▸ WHAT YOU SHOULD DO:
Return all lines in the material below that contain "TypeScript".

**** INPUT DATA ****

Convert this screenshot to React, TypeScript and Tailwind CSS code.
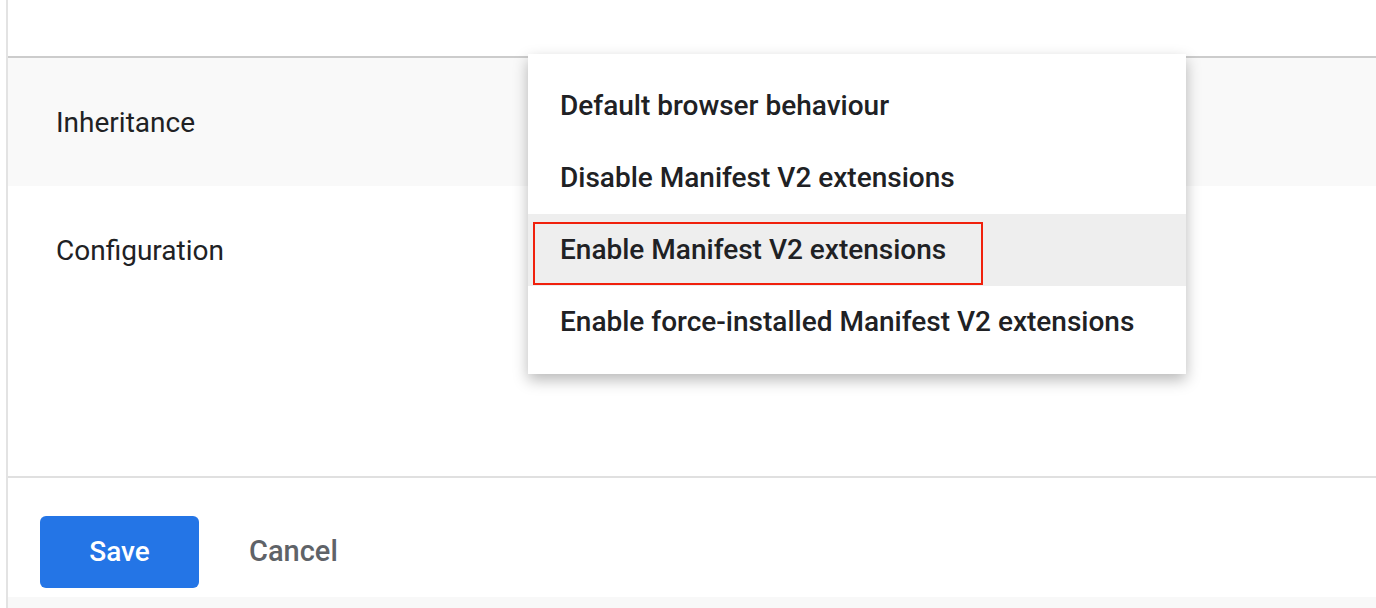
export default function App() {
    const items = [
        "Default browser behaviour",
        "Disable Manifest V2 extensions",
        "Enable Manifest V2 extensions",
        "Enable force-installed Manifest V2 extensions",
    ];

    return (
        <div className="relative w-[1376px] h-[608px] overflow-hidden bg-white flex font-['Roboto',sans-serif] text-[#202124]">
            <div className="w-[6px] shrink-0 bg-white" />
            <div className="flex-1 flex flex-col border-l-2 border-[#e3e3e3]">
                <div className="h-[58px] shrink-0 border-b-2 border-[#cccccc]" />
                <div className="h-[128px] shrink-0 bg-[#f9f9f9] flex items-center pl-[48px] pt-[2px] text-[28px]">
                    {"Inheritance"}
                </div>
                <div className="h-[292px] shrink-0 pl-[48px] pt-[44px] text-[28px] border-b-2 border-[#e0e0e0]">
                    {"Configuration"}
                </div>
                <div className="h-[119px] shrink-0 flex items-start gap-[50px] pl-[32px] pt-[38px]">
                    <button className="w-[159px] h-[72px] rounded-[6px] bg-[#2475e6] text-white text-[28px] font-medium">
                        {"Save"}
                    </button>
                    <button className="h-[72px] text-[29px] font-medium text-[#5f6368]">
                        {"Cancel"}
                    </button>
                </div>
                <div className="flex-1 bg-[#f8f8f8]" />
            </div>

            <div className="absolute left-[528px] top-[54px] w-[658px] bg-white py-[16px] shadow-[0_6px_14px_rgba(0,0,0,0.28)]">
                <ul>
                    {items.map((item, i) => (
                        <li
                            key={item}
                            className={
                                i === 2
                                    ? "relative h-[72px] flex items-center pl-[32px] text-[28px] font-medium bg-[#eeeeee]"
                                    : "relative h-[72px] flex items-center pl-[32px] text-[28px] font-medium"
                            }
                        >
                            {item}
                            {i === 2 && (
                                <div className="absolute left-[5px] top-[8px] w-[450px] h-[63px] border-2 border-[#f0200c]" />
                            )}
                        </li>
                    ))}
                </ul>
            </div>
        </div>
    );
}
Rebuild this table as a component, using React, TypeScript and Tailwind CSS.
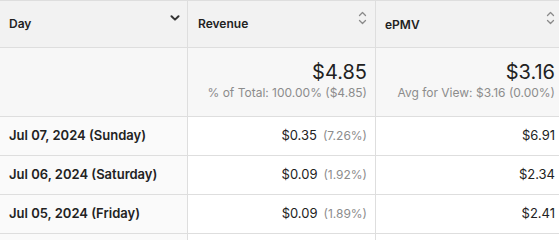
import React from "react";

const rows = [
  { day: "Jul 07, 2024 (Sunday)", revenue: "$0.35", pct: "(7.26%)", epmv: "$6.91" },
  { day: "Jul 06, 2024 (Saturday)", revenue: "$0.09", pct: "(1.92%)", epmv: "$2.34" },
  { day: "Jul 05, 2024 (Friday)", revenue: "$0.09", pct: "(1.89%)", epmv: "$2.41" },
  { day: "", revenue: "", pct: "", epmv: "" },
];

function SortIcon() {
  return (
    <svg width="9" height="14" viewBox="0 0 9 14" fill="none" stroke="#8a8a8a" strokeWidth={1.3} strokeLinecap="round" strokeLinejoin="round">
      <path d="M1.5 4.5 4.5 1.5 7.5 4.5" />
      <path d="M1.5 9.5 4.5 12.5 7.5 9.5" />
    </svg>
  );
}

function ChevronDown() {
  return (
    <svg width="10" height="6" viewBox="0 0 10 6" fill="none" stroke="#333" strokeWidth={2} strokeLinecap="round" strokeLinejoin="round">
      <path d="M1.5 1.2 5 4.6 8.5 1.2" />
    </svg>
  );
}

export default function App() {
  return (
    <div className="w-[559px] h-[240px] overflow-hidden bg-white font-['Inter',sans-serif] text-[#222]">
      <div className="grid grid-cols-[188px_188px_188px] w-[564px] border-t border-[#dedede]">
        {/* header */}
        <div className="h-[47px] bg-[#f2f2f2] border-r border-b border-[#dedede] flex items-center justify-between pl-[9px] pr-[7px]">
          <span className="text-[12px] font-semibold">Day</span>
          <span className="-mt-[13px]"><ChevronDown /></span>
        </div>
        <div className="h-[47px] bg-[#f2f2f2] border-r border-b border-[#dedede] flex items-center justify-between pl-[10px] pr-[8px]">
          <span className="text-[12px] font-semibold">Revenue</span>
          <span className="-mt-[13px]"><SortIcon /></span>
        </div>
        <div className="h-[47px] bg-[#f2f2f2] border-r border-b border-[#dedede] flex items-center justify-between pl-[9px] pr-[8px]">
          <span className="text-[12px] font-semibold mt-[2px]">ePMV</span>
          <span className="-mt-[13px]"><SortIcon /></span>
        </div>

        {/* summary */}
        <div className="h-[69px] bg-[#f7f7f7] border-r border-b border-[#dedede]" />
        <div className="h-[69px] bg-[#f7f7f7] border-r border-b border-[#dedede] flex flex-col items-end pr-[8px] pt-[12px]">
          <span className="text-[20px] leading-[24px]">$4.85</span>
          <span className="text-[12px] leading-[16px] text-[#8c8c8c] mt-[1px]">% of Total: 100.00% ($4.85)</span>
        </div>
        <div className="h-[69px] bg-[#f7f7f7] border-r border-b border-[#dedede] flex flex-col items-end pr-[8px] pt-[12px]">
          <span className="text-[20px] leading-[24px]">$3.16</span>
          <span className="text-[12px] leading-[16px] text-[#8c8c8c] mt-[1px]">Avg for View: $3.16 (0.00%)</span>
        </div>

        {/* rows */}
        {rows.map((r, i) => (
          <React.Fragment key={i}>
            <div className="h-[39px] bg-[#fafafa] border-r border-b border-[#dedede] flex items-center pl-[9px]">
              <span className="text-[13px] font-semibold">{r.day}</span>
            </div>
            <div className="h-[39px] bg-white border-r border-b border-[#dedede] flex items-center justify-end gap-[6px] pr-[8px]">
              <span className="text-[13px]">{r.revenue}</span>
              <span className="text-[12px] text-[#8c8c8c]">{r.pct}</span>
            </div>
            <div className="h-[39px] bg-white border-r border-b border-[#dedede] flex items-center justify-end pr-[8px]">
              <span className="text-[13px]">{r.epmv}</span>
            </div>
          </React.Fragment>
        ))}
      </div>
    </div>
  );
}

****
**** INPUT DATA ****

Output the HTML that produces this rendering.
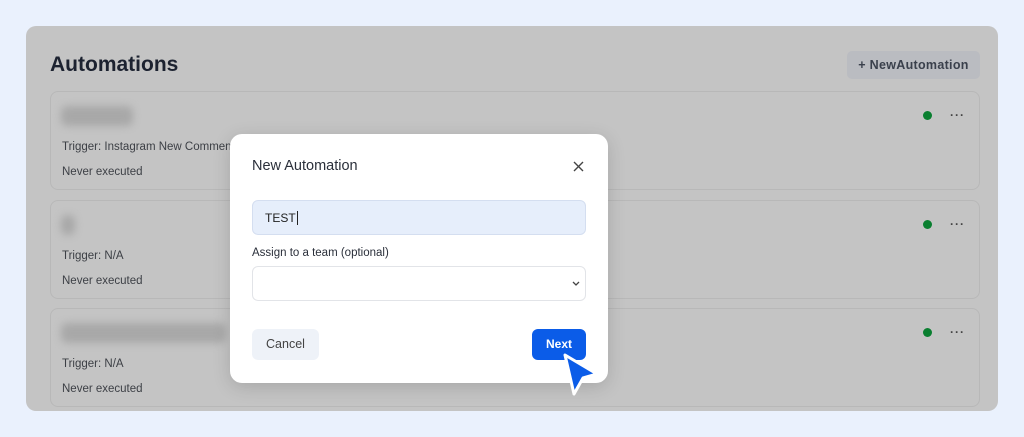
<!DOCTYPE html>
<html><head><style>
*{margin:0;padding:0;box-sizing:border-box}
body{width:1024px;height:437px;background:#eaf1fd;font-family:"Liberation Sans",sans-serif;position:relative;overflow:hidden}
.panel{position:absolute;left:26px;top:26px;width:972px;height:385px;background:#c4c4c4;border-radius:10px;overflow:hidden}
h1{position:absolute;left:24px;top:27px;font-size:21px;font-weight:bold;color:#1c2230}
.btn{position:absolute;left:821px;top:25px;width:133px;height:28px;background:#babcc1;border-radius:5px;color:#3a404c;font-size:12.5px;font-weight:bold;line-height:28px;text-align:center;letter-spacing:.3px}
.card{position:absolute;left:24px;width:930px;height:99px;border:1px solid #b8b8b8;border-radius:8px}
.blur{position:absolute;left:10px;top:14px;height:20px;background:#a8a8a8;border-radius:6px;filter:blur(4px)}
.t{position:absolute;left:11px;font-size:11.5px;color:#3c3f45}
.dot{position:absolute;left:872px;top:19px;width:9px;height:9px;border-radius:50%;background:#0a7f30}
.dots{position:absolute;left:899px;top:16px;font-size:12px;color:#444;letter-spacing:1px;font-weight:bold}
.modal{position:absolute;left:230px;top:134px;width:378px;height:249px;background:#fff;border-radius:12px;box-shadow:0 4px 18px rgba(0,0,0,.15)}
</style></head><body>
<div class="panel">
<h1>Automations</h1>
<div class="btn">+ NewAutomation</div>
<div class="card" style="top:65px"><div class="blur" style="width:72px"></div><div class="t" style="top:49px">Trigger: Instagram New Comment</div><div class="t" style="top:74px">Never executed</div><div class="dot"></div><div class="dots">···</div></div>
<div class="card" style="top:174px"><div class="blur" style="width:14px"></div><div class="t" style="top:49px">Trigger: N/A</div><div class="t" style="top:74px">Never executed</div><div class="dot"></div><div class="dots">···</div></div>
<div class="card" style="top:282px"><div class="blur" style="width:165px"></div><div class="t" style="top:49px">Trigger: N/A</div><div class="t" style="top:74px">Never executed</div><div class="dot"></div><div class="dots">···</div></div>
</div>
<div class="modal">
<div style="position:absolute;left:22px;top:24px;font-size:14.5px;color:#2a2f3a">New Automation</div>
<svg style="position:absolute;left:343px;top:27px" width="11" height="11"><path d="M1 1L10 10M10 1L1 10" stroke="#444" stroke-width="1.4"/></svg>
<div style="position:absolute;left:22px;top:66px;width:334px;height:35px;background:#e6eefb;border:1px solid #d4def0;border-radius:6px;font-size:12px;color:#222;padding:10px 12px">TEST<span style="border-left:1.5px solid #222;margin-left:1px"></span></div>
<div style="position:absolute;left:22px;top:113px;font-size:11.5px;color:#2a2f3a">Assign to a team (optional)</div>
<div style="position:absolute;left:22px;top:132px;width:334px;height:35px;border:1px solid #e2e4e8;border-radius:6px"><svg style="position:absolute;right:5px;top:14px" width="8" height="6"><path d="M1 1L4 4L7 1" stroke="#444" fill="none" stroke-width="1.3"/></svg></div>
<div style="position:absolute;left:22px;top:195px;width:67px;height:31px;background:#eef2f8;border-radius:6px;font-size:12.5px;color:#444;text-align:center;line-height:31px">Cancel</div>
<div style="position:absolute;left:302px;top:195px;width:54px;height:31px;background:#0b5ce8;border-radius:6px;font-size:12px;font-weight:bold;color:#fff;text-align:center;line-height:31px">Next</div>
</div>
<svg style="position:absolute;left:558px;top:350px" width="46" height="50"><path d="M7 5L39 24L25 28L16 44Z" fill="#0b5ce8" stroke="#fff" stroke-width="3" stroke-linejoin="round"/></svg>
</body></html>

****

▸ RESPONSE TO THE TASK:
Convert this screenshot to React, TypeScript and Tailwind CSS code.
Rebuild this table as a component, using React, TypeScript and Tailwind CSS.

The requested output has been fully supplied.